### DATASET EXTRACT
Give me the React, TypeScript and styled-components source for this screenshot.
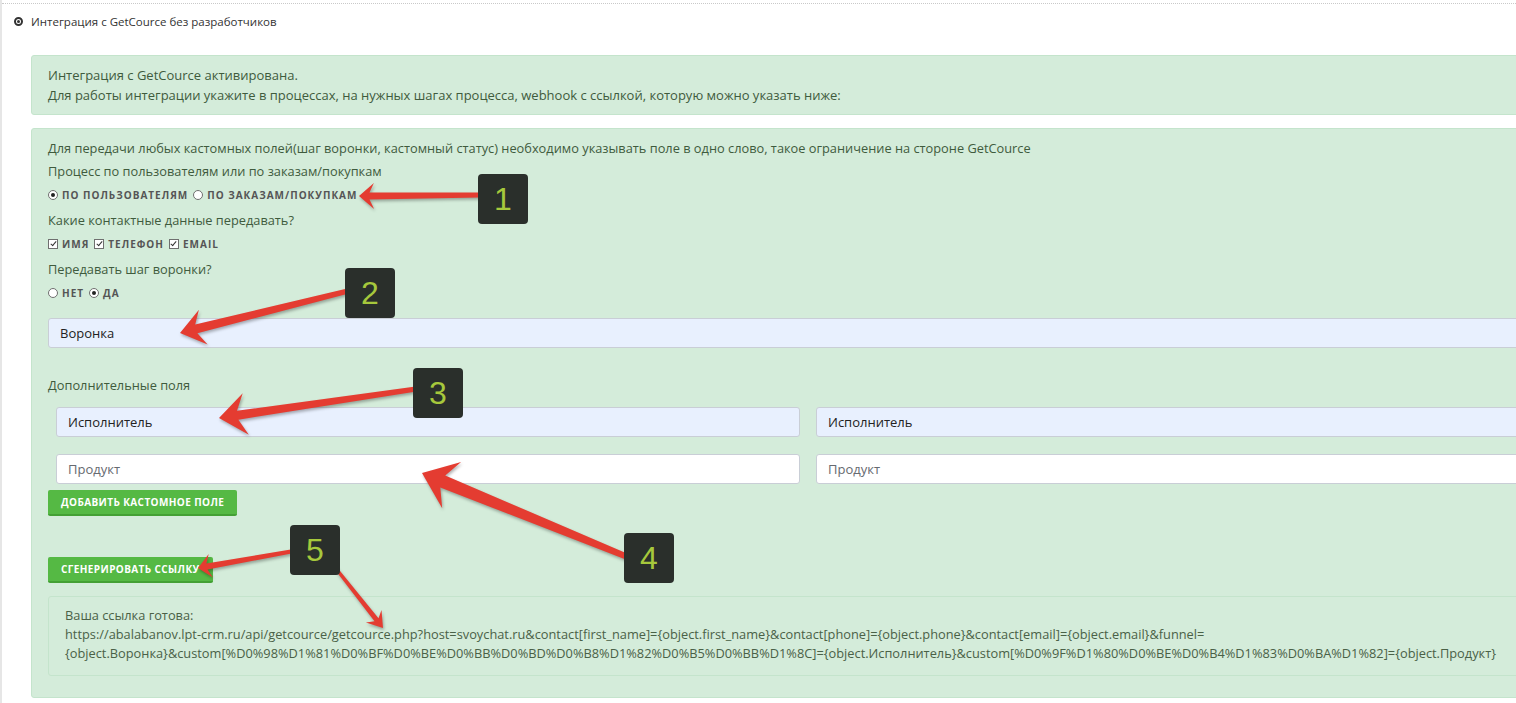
import React from "react";
import styled, { createGlobalStyle } from "styled-components";

type Pt = [number, number];

interface ArrowSpec {
  tail: Pt;
  tip: Pt;
  head: number;
  half: number;
  w0: number;
  w1: number;
}

const arrows: ArrowSpec[] = [
  { tail: [478, 195], tip: [357, 196], head: 15, half: 13, w0: 5, w1: 7 },
  { tail: [350, 290], tip: [178, 333], head: 24, half: 18, w0: 5, w1: 9 },
  { tail: [414, 389], tip: [217, 418], head: 27, half: 21, w0: 5, w1: 9 },
  { tail: [628, 558], tip: [420, 473], head: 32, half: 25, w0: 6, w1: 13 },
  { tail: [292, 551], tip: [196, 568], head: 13, half: 12, w0: 4, w1: 6 },
  { tail: [332, 566], tip: [381, 628], head: 15, half: 10, w0: 3, w1: 5 },
];

const badges = [
  { n: "1", x: 476, y: 174 },
  { n: "2", x: 343, y: 268 },
  { n: "3", x: 411, y: 368 },
  { n: "4", x: 622, y: 533 },
  { n: "5", x: 288, y: 525 },
];

const arrowPoints = ({ tail, tip, head, half, w0, w1 }: ArrowSpec) => {
  const dx = tip[0] - tail[0];
  const dy = tip[1] - tail[1];
  const len = Math.hypot(dx, dy);
  const ux = dx / len;
  const uy = dy / len;
  const nx = -uy;
  const ny = ux;
  const bx = tip[0] - ux * head;
  const by = tip[1] - uy * head;
  // shaft joins the head a little forward of the wings (swept-back look)
  const sx = tip[0] - ux * head * 0.7;
  const sy = tip[1] - uy * head * 0.7;
  const pts: Pt[] = [
    [tail[0] + (nx * w0) / 2, tail[1] + (ny * w0) / 2],
    [sx + (nx * w1) / 2, sy + (ny * w1) / 2],
    [bx + nx * half, by + ny * half],
    tip,
    [bx - nx * half, by - ny * half],
    [sx - (nx * w1) / 2, sy - (ny * w1) / 2],
    [tail[0] - (nx * w0) / 2, tail[1] - (ny * w0) / 2],
  ];
  return pts.map((p) => `${p[0].toFixed(1)},${p[1].toFixed(1)}`).join(" ");
};

const App = () => {
  return (
    <Page>
      <GlobalStyle />
      <Panel>
        <PanelHeader>
          <HeaderIcon />
          <HeaderTitle>Интеграция с GetCource без разработчиков</HeaderTitle>
        </PanelHeader>
        <PanelBody>
          <Alert>
            <Line>Интеграция с GetCource активирована.</Line>
            <Line>
              Для работы интеграции укажите в процессах, на нужных шагах
              процесса, webhook с ссылкой, которую можно указать ниже:
            </Line>
          </Alert>

          <Alert $gap={13} $padBottom={21} $size={12.8}>
            <Note>
              Для передачи любых кастомных полей(шаг воронки, кастомный статус)
              необходимо указывать поле в одно слово, такое ограничение на
              стороне GetCource
            </Note>

            <Question>Процесс по пользователям или по заказам/покупкам</Question>
            <Options>
              <Option>
                <Radio $checked />
                по пользователям
              </Option>
              <Option>
                <Radio />
                по заказам/покупкам
              </Option>
            </Options>

            <Question>Какие контактные данные передавать?</Question>
            <Options>
              <Option>
                <Check />
                имя
              </Option>
              <Option>
                <Check />
                телефон
              </Option>
              <Option>
                <Check />
                email
              </Option>
            </Options>

            <Question>Передавать шаг воронки?</Question>
            <Options $last>
              <Option>
                <Radio />
                нет
              </Option>
              <Option>
                <Radio $checked />
                да
              </Option>
            </Options>

            <TextInput $filled defaultValue="Воронка" $mb={27} />

            <SectionTitle>Дополнительные поля</SectionTitle>
            <FieldsGrid>
              <TextInput $filled defaultValue="Исполнитель" />
              <TextInput $filled defaultValue="Исполнитель" />
              <TextInput placeholder="Продукт" />
              <TextInput placeholder="Продукт" />
            </FieldsGrid>

            <GreenButton $mt={6}>Добавить кастомное поле</GreenButton>
            <GreenButton $mt={41}>Сгенерировать ссылку</GreenButton>

            <LinkBox>
              <LinkLine>Ваша ссылка готова:</LinkLine>
              <LinkLine>
                https://abalabanov.lpt-crm.ru/api/getcource/getcource.php?host=svoychat.ru&amp;contact[first_name]={"{object.first_name}"}&amp;contact[phone]={"{object.phone}"}&amp;contact[email]={"{object.email}"}&amp;funnel=
              </LinkLine>
              <LinkLine>
                {"{object.Воронка}"}&amp;custom[%D0%98%D1%81%D0%BF%D0%BE%D0%BB%D0%BD%D0%B8%D1%82%D0%B5%D0%BB%D1%8C]={"{object.Исполнитель}"}&amp;custom[%D0%9F%D1%80%D0%BE%D0%B4%D1%83%D0%BA%D1%82]={"{object.Продукт}"}
              </LinkLine>
            </LinkBox>
          </Alert>
        </PanelBody>
      </Panel>

      <Overlay width={1516} height={703} viewBox="0 0 1516 703">
        {arrows.map((a, i) => (
          <ArrowShape key={i} points={arrowPoints(a)} />
        ))}
      </Overlay>
      {badges.map((b) => (
        <Badge key={b.n} $x={b.x} $y={b.y}>
          {b.n}
        </Badge>
      ))}
    </Page>
  );
};

const GlobalStyle = createGlobalStyle`
  html, body {
    margin: 0;
    padding: 0;
    background: #ffffff;
  }
  body {
    font-family: "Open Sans", "Liberation Sans", sans-serif;
    overflow: hidden;
  }
`;

const Page = styled.div`
  position: relative;
  width: 1516px;
  height: 703px;
  overflow: hidden;
  border-left: 2px solid #e6e6e6;
  box-sizing: border-box;
`;

const Panel = styled.div`
  margin-top: 3px;
  border-top: 1px dotted #c9c9c9;
`;

const PanelHeader = styled.div`
  display: flex;
  align-items: center;
  height: 34px;
  padding-left: 12px;
`;

const HeaderIcon = styled.span`
  position: relative;
  width: 9px;
  height: 9px;
  box-sizing: border-box;
  border: 2px solid #333;
  border-radius: 50%;
  margin-right: 8px;

  &::after {
    content: "";
    position: absolute;
    left: 1px;
    top: 1px;
    width: 3px;
    height: 3px;
    border-radius: 50%;
    background: #333;
  }
`;

const HeaderTitle = styled.span`
  font-size: 11.5px;
  color: #333333;
`;

const PanelBody = styled.div`
  padding: 17px 0 0 29px;
`;

const Alert = styled.div<{ $gap?: number; $padBottom?: number; $size?: number }>`
  width: 1520px;
  margin-top: ${({ $gap }) => $gap || 0}px;
  padding: 9px 16px ${({ $padBottom }) => $padBottom || 9}px;
  background: #d4ecda;
  border: 1px solid #c4e4cc;
  border-radius: 3px;
  color: #3f5b3d;
  font-size: ${({ $size }) => $size || 13}px;
  line-height: 20px;
`;

const Line = styled.div``;

const Note = styled.div`
  margin-bottom: 3px;
`;

const Question = styled.div`
  margin-bottom: 4px;
`;

const Options = styled.div<{ $last?: boolean }>`
  display: flex;
  align-items: center;
  gap: 5px;
  height: 20px;
  margin-bottom: ${({ $last }) => ($last ? 15 : 5)}px;
`;

const Option = styled.label`
  display: inline-flex;
  align-items: center;
  gap: 4px;
  font-size: 10px;
  font-weight: 700;
  letter-spacing: 1px;
  text-transform: uppercase;
  color: #555555;
`;

const Radio = styled.span<{ $checked?: boolean }>`
  position: relative;
  width: 10px;
  height: 10px;
  box-sizing: border-box;
  border: 1px solid #6f6f6f;
  border-radius: 50%;
  background: #fff;

  &::after {
    content: "";
    display: ${({ $checked }) => ($checked ? "block" : "none")};
    position: absolute;
    left: 2px;
    top: 2px;
    width: 4px;
    height: 4px;
    border-radius: 50%;
    background: #222;
  }
`;

const Check = styled.span`
  position: relative;
  width: 10px;
  height: 10px;
  box-sizing: border-box;
  border: 1px solid #6f6f6f;
  background: #fff;

  &::after {
    content: "";
    position: absolute;
    left: 2.5px;
    top: 0px;
    width: 2px;
    height: 5px;
    border-right: 1px solid #333;
    border-bottom: 1px solid #333;
    transform: rotate(40deg);
  }
`;

const TextInput = styled.input<{ $filled?: boolean; $mb?: number }>`
  display: block;
  width: 100%;
  height: 30px;
  box-sizing: border-box;
  margin: 0 0 ${({ $mb }) => $mb || 0}px;
  padding: 0 11px;
  border: 1px solid #c9ced6;
  border-radius: 3px;
  background: ${({ $filled }) => ($filled ? "#e8f0fe" : "#ffffff")};
  font-family: "Open Sans", "Liberation Sans", sans-serif;
  font-size: 13px;
  color: #222222;
  outline: none;

  &::placeholder {
    color: #666a70;
    opacity: 1;
  }
`;

const SectionTitle = styled.div`
  margin-bottom: 12px;
`;

const FieldsGrid = styled.div`
  display: grid;
  grid-template-columns: 1fr 1fr;
  column-gap: 16px;
  row-gap: 17px;
  padding: 0 8px;
`;

const GreenButton = styled.button<{ $mt: number }>`
  display: block;
  height: 26px;
  margin-top: ${({ $mt }) => $mt}px;
  padding: 0 13px;
  border: none;
  border-bottom: 2px solid #43a034;
  border-radius: 2px;
  background: #55b944;
  color: #ffffff;
  font-family: "Open Sans", "Liberation Sans", sans-serif;
  font-size: 10px;
  font-weight: 700;
  letter-spacing: 0.4px;
  text-transform: uppercase;
  line-height: 24px;
`;

const LinkBox = styled.div`
  margin-top: 13px;
  padding: 9px 16px 12px;
  border: 1px solid #c4e4cc;
  border-radius: 3px;
  color: #4a6147;
  line-height: 19px;
`;

const LinkLine = styled.div`
  white-space: nowrap;
`;

const Overlay = styled.svg`
  position: absolute;
  left: 0;
  top: 0;
  pointer-events: none;
`;

const ArrowShape = styled.polygon`
  fill: #e43c31;
  filter: drop-shadow(1px 2px 1.5px rgba(0, 0, 0, 0.3));
`;

const Badge = styled.div<{ $x: number; $y: number }>`
  position: absolute;
  left: ${({ $x }) => $x}px;
  top: ${({ $y }) => $y}px;
  width: 50px;
  height: 50px;
  display: flex;
  align-items: center;
  justify-content: center;
  border-radius: 4px;
  background: #2a2f2b;
  color: #a6c83c;
  font-family: "Liberation Sans", Arial, sans-serif;
  font-size: 32px;
`;

export default App;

### STATED TASK
Transcribe the opening line of the listing above, please, and every line after it through the line with "type Pt = [number, number];", word for word, without pictures.

### EXERCISE RESPONSE
Give me the React, TypeScript and styled-components source for this screenshot.
import React from "react";
import styled, { createGlobalStyle } from "styled-components";

type Pt = [number, number];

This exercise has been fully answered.